The Millennial Influence on Retail is Regency Centers' five-part series that outlines a generational impact on retail health, food, technology, and events & experience. Each week, we will provide a look inside current market trends and behaviors, due to the changing lifestyles, wants, and needs of this influential demographic.
Technology (Part Four)
Technology is rapidly evolving. Our days are filled with emails, text messages, apps, phone calls, computers, bluetooth and beyond. Retailers and grocers are experimenting with ways to find the perfect balance of just enough technology and meeting people where they are, without being over the top.
Technology also means an opportunity for better, more personalized customer service through the following three characteristics: reliability, connectivity and efficiency.
Reliability Customer expectations are now set before they ever enter a building. Reliability addresses things like what is on the menu, if the product or service is being offered at a fair/comparable price, and what the features and benefits of said product or service include. The market is overflowing with consumer knowledge and foresight, and technology is the place to keep them informed.
Connectivity Never before have retailers been able to see customer reviews and address them in real time.

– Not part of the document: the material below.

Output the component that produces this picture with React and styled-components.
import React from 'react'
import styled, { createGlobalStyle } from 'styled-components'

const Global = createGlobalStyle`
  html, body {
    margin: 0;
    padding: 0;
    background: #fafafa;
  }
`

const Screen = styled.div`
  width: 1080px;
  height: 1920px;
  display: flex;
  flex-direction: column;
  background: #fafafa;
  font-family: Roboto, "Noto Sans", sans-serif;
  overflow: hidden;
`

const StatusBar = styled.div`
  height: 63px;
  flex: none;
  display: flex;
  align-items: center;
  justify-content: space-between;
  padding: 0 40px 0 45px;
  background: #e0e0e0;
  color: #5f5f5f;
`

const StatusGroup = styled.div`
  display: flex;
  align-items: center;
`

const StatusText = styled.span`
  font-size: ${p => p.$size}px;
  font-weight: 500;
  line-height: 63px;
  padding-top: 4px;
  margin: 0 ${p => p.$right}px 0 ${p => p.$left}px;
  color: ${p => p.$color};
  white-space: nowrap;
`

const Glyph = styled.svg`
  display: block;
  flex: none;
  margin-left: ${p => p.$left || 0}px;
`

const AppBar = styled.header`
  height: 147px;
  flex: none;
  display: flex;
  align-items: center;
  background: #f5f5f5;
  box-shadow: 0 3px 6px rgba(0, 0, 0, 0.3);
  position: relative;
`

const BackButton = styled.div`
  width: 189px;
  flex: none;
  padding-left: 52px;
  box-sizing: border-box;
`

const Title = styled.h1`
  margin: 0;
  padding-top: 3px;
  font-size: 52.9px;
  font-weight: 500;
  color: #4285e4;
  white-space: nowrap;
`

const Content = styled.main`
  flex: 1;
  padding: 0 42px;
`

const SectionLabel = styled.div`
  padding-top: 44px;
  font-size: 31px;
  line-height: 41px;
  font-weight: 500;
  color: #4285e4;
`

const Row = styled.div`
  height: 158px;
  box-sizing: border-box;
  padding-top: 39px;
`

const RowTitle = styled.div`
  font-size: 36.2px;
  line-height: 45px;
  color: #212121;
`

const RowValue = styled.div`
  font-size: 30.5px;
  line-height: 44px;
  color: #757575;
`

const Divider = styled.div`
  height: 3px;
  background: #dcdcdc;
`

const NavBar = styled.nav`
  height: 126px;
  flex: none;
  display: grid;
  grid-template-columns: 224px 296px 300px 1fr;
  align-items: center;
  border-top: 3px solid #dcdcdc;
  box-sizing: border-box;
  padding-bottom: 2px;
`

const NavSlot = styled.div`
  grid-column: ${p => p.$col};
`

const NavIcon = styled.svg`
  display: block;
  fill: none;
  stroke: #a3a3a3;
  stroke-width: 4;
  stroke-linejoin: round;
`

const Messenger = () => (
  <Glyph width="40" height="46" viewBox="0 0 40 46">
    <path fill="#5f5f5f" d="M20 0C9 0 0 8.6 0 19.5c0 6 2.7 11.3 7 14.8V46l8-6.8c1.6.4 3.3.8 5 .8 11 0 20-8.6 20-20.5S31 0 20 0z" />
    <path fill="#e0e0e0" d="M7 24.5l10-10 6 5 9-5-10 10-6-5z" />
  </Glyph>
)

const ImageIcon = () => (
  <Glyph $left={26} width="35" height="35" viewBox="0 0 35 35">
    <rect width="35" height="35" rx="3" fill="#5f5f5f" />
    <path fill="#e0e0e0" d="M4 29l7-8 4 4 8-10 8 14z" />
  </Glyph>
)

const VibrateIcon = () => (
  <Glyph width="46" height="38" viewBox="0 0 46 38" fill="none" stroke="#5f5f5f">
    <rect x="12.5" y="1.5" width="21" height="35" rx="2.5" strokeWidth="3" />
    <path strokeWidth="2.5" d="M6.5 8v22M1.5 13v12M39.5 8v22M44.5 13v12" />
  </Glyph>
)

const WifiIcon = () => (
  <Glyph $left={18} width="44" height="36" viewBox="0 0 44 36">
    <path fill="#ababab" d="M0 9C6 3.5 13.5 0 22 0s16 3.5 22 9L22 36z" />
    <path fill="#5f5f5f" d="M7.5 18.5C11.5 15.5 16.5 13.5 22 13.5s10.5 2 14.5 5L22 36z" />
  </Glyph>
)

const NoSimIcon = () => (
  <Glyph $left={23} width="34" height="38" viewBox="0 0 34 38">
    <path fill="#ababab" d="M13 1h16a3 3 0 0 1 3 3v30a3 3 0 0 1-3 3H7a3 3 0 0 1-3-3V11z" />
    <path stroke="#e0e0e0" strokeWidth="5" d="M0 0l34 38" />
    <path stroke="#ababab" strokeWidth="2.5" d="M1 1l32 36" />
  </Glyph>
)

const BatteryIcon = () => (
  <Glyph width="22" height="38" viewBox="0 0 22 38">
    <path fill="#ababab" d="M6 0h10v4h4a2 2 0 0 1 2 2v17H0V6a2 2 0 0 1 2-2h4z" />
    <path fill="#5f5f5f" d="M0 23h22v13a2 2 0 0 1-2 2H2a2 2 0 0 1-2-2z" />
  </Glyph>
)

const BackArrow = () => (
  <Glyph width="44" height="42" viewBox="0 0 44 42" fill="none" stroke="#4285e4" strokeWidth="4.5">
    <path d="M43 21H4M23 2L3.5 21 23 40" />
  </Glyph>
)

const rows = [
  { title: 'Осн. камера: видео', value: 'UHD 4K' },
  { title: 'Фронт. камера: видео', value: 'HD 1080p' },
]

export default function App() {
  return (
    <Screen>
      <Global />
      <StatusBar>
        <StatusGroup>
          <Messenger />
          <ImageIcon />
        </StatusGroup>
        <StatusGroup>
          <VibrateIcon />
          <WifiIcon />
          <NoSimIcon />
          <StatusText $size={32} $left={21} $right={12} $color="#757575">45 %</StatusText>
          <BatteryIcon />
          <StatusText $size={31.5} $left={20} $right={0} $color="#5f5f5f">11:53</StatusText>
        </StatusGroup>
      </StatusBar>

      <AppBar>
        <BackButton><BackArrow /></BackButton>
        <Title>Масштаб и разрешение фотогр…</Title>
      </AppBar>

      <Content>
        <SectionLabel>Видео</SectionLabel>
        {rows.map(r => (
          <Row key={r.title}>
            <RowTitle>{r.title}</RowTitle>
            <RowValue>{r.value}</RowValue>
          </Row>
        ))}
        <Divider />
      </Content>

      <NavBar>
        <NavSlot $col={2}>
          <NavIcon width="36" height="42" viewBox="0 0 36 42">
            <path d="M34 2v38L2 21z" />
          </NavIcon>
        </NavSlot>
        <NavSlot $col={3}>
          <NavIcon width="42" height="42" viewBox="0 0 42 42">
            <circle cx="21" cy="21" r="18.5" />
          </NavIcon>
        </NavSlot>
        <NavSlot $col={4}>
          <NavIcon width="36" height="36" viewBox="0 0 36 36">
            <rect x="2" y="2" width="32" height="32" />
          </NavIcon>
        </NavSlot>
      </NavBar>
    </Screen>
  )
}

These can be sourced through their own website, social media pages, and through peer groups like Angie’s List, and even Reddit. Positive reviews provide retailers with green lights to anticipate trends and inventory, as well as service demands. Bad reviews can be used to modify the services and improve upon the offerings, and a direct dialogue can be created through digital platforms instead of waiting for people to arrive at a customer service desk.
Efficiency Retailers are using technology to provide the most efficient means of customer transactions, including more choices. Efficiency also dramatically lowers costs by figuring out exactly what people want. For example, grocery store shoppers can elect traditional checkout, self checkout, order and pickup, or immediate/scheduled delivery. Providing choices and a variety of costs allows for flexibility and efficiency. Saving someone time is the same thing as saving someone money, and that’s what delivery and pick-up really are: a way to save customer’s money.

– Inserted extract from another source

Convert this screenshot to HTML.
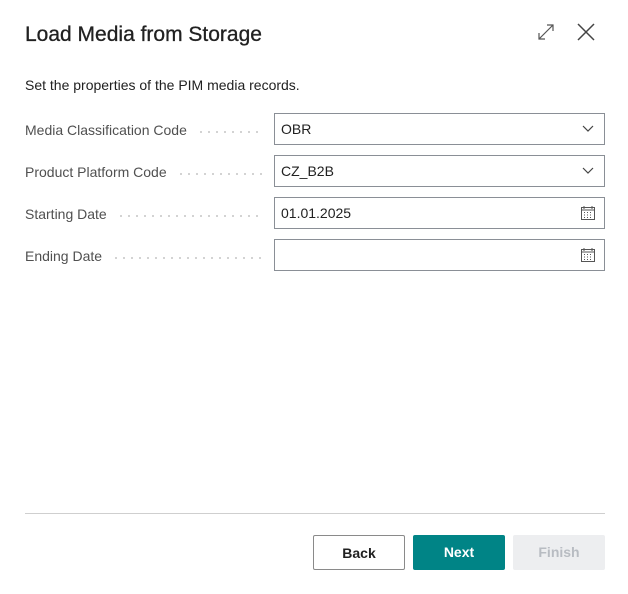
<!DOCTYPE html>
<html><head><style>
body{margin:0;width:628px;height:594px;background:#fff;font-family:"Liberation Sans",sans-serif;position:relative;overflow:hidden;color:#212121}
.a{position:absolute}
.lbl{position:absolute;left:25px;font-size:14px;color:#505050;display:flex;width:245px;align-items:center}
.lbl .d{flex:1;margin:0 6px 0 10px;height:2px;position:relative;top:2px;background:radial-gradient(circle,#c8c8c8 0.9px,transparent 1.1px) 0 0/8px 2px repeat-x}
.f{position:absolute;left:274px;width:329px;height:30px;border:1px solid #8a8f96;font-size:14px;line-height:30px;padding-left:6px;box-sizing:content-box}
.btn{position:absolute;top:535px;width:92px;height:35px;box-sizing:border-box;border-radius:2px;font-size:14px;font-weight:bold;text-align:center;line-height:35px}
</style></head><body>
<div class="a" style="left:25px;top:23px;font-size:21px;color:#212121;-webkit-text-stroke:0.3px #212121">Load Media from Storage</div>
<svg class="a" style="left:537px;top:23px" width="18" height="18" viewBox="0 0 18 18" fill="none" stroke="#555" stroke-width="1.2"><path d="M2 16L16 2M10 2h6v6M2 10v6h6"/></svg>
<svg class="a" style="left:576px;top:22px" width="20" height="20" viewBox="0 0 20 20" stroke="#444" stroke-width="1.5"><path d="M2 2L18 18M18 2L2 18"/></svg>
<div class="a" style="left:25px;top:77px;font-size:14px">Set the properties of the PIM media records.</div>

<div class="lbl" style="top:122px">Media Classification Code<span class="d"></span></div>
<div class="lbl" style="top:164px">Product Platform Code<span class="d"></span></div>
<div class="lbl" style="top:206px">Starting Date<span class="d"></span></div>
<div class="lbl" style="top:248px">Ending Date<span class="d"></span></div>

<div class="f" style="top:113px;width:323px">OBR<svg class="a" style="right:10px;top:11px" width="12" height="8" viewBox="0 0 12 8" fill="none" stroke="#444" stroke-width="1.2"><path d="M1 1l5 5 5-5"/></svg></div>
<div class="f" style="top:155px;width:323px">CZ_B2B<svg class="a" style="right:10px;top:11px" width="12" height="8" viewBox="0 0 12 8" fill="none" stroke="#444" stroke-width="1.2"><path d="M1 1l5 5 5-5"/></svg></div>
<div class="f" style="top:197px;width:323px">01.01.2025<svg class="a" style="right:8px;top:7px" width="16" height="16" viewBox="0 0 16 16" fill="none" stroke="#555" stroke-width="1"><rect x="1.5" y="2.5" width="13" height="12"/><path d="M1.5 5h13M4 1v3M12 1v3M4 7.5h1M7 7.5h1M10 7.5h1M4 10h1M7 10h1M10 10h1M4 12.5h1M7 12.5h1M10 12.5h1"/></svg></div>
<div class="f" style="top:239px;width:323px"><svg class="a" style="right:8px;top:7px" width="16" height="16" viewBox="0 0 16 16" fill="none" stroke="#555" stroke-width="1"><rect x="1.5" y="2.5" width="13" height="12"/><path d="M1.5 5h13M4 1v3M12 1v3M4 7.5h1M7 7.5h1M10 7.5h1M4 10h1M7 10h1M10 10h1M4 12.5h1M7 12.5h1M10 12.5h1"/></svg></div>

<div class="a" style="left:25px;top:513px;width:580px;height:1px;background:#cfcfcf"></div>
<div class="btn" style="left:313px;border:1px solid #8a8a8a;color:#212121">Back</div>
<div class="btn" style="left:413px;background:#008486;color:#fff">Next</div>
<div class="btn" style="left:513px;background:#edeef0;color:#b8bcc2">Finish</div>
</body></html>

Plus, a retailer/grocer doesn’t want a consumer to say “I’m going to go to my H-E-B for a traditional pick up, Amazon for delivery, and then Kroger for click and collect.” Retailers want to create customer loyalty and an affinity for the brand — and this often comes from their customer service. Technology allows these things to happen where there weren’t these kinds of options before. Even the aforementioned examples have all blended these strategies together.
Many places that people wouldn’t expect are now experimenting with pick-up, delivery, and fulfillment services. This type of retail testing is creating a new set of behaviors and patterns that were never before associated with certain categories. How this efficiency will develop and become sustainable is what everyone is still trying to figure out. It’s a new market, and will take time, but the consumer need is there.
If technology is offering a more efficient and simpler way to experience the things Millennials value, then it will unquestionably be used. It’s not an issue of impatience; it’s the path of least resistance. When viewed under that lens, Millennial technology behavior and use just make sense. As other age cohorts see this option being utilized, they then get on board with the ease of use and comfort.
On the flip side, if the tech is too cumbersome or not developed well then it will be avoided entirely. Millennials are willing to get out there to the bricks and mortar locations to get their hands on something authentic or valuable. Because there are so many digital elements to the Millennial’s life there is a pendulum swing of interest to real and authentic experiences in person. This touches on the appreciation for outdoors, and then back to the importance of environmentalism. It has also opened up a huge variety in what everyone is talking about now, which is the “experience” or “experiential retail.”
There is an additional shift that is happening with technology lately, where it’s not creating these massive and global groups and organizations. Instead, it’s creating a type of digitally woven tribe within certain communities and lifestyles. Decades ago, people got recommendations on products and food from institutions and large organizations that claimed to be experts on the different subjects. Nowadays, people are moving away from large institutions, and focusing more on their “tribes.” It guarantees that they aren’t being advertised to or having information spun in their direction. It’s authentic.